Llamar arte a la expresión plástica de un conocimiento científico es banalizar el arte. No podemos llamar arte –en mayúsculas- a un dibujo de un modelo atómico. Lo podemos llamar dibujo, pero no arte. No podemos llamar poesía –en mayúsculas- a una retahíla de palabras propias de la jerga científica por el hecho de que rimen.

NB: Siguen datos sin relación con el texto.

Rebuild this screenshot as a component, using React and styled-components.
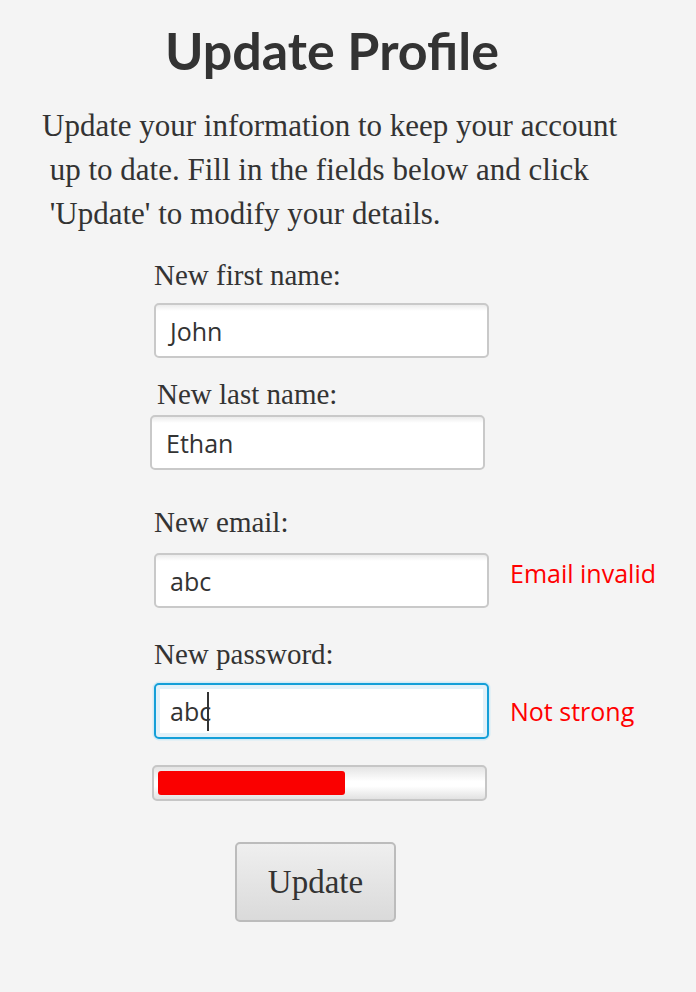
import React from "react";
import styled, { createGlobalStyle } from "styled-components";

const Global = createGlobalStyle`
  html, body { margin: 0; padding: 0; background: #f4f4f4; }
  body { width: 696px; height: 992px; overflow: hidden; }
`;

const Page = styled.main`
  display: flex;
  flex-direction: column;
  align-items: flex-start;
  padding-top: 19px;
  color: #333333;
`;

const Title = styled.h1`
  margin: 0 0 0 165px;
  font-family: "Lato", "Open Sans", sans-serif;
  font-weight: 700;
  font-size: 52px;
  line-height: 1.2;
  color: #333333;
`;

const Intro = styled.p`
  margin: 23px 0 0 42px;
  font-family: "Liberation Serif", serif;
  font-size: 31px;
  line-height: 44px;
  white-space: pre;
  color: #333333;
`;

const Form = styled.form`
  display: flex;
  flex-direction: column;
  align-items: flex-start;
  margin: 23px 0 0 150px;
`;

const FieldLabel = styled.label`
  display: block;
  margin: ${(p) => p.$mt}px 0 0 ${(p) => p.$dx}px;
  font-family: "Liberation Serif", serif;
  font-size: 29px;
  line-height: 32px;
  color: #333333;
`;

const Row = styled.div`
  display: flex;
  align-items: center;
  gap: 21px;
  margin: ${(p) => p.$mt}px 0 0 ${(p) => p.$dx}px;
`;

const TextBox = styled.div`
  box-sizing: border-box;
  width: 335px;
  height: ${(p) => (p.$focused ? 56 : 55)}px;
  display: flex;
  align-items: center;
  padding-left: 14px;
  border-radius: 5px;
  border: ${(p) => (p.$focused ? "2.5px solid #149fd8" : "2px solid #c9c9c9")};
  background: ${(p) =>
    p.$focused ? "#ffffff" : "linear-gradient(#ececec 0px, #ffffff 6px)"};
  box-shadow: ${(p) =>
    p.$focused
      ? "0 0 0 1.5px #d3ebf6, inset 0 0 0 4px #e2f1f9"
      : "none"};
  font-family: "Open Sans", sans-serif;
  font-size: 25px;
  color: #333333;
`;

const Caret = styled.span`
  display: inline-block;
  width: 2px;
  height: 39px;
  background: #333;
  transform: translateX(-4px);
`;

const ErrorText = styled.span`
  margin-bottom: ${(p) => p.$lift || 0}px;
  font-family: "Open Sans", sans-serif;
  font-size: 25px;
  color: #ff0000;
`;

const Meter = styled.div`
  box-sizing: border-box;
  width: 335px;
  height: 36px;
  margin: 26px 0 0 2px;
  padding: 4px;
  border: 2px solid #c6c6c6;
  border-radius: 5px;
  background: linear-gradient(#e4e4e4 0%, #ffffff 45%, #ffffff 60%, #e2e2e2 100%);
`;

const MeterFill = styled.div`
  height: 100%;
  background: #fa0000;
  border-radius: 3px;
`;

const UpdateButton = styled.button`
  box-sizing: border-box;
  width: 161px;
  height: 80px;
  margin: 41px 0 0 85px;
  border: 2px solid #bcbcbc;
  border-radius: 5px;
  background: linear-gradient(#efefef, #dadada);
  font-family: "Liberation Serif", serif;
  font-size: 33px;
  color: #333333;
  cursor: pointer;
  padding: 0;
`;

const fields = [
  { label: "New first name:", value: "John", labelMt: 0, labelDx: 4, rowMt: 12, rowDx: 4 },
  { label: "New last name:", value: "Ethan", labelMt: 20, labelDx: 7, rowMt: 5, rowDx: 0 },
  { label: "New email:", value: "abc", labelMt: 36, labelDx: 4, rowMt: 15, rowDx: 4, error: "Email invalid", lift: 16 },
  { label: "New password:", value: "abc", labelMt: 30, labelDx: 4, rowMt: 13, rowDx: 4, error: "Not strong", focused: true },
];

export default function App() {
  const strength = 0.58;
  return (
    <>
      <Global />
      <Page>
        <Title>Update Profile</Title>
        <Intro>
          {"Update your information to keep your account\n up to date. Fill in the fields below and click\n 'Update' to modify your details."}
        </Intro>
        <Form onSubmit={(e) => e.preventDefault()}>
          {fields.map((f) => (
            <React.Fragment key={f.label}>
              <FieldLabel $mt={f.labelMt} $dx={f.labelDx}>{f.label}</FieldLabel>
              <Row $mt={f.rowMt} $dx={f.rowDx}>
                <TextBox $focused={f.focused}>
                  {f.value}
                  {f.focused && <Caret />}
                </TextBox>
                {f.error && <ErrorText $lift={f.lift}>{f.error}</ErrorText>}
              </Row>
            </React.Fragment>
          ))}
          <Meter>
            <MeterFill style={{ width: `${strength * 100}%` }} />
          </Meter>
          <UpdateButton type="submit">Update</UpdateButton>
        </Form>
      </Page>
    </>
  );
}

No podemos llamar escultura –en mayúsculas- a una representación tridimensional del ADN. Si cometemos la imprudencia de llamar arte a cualquiera de estos ejemplos o similares, estaremos banalizando el arte y, por ende, poniendo de manifiesto que tendremos cultura científica, pero desde luego no artística.

Cuando hablo de «la ciencia del arte» suelo apostillar «pero bien» porque me refiero a la ciencia y el arte en mayúsculas, a ese fenómeno de convivencia en el que ambos se nutren y se engrandecen. Cualquier otro fenómeno de convivencia entre la ciencia y el arte que subestime «una cultura» con respecto a otra, no solo no consigue romper la barrera entre las dos, sino que hace que esa barrera se engrose y se precarice.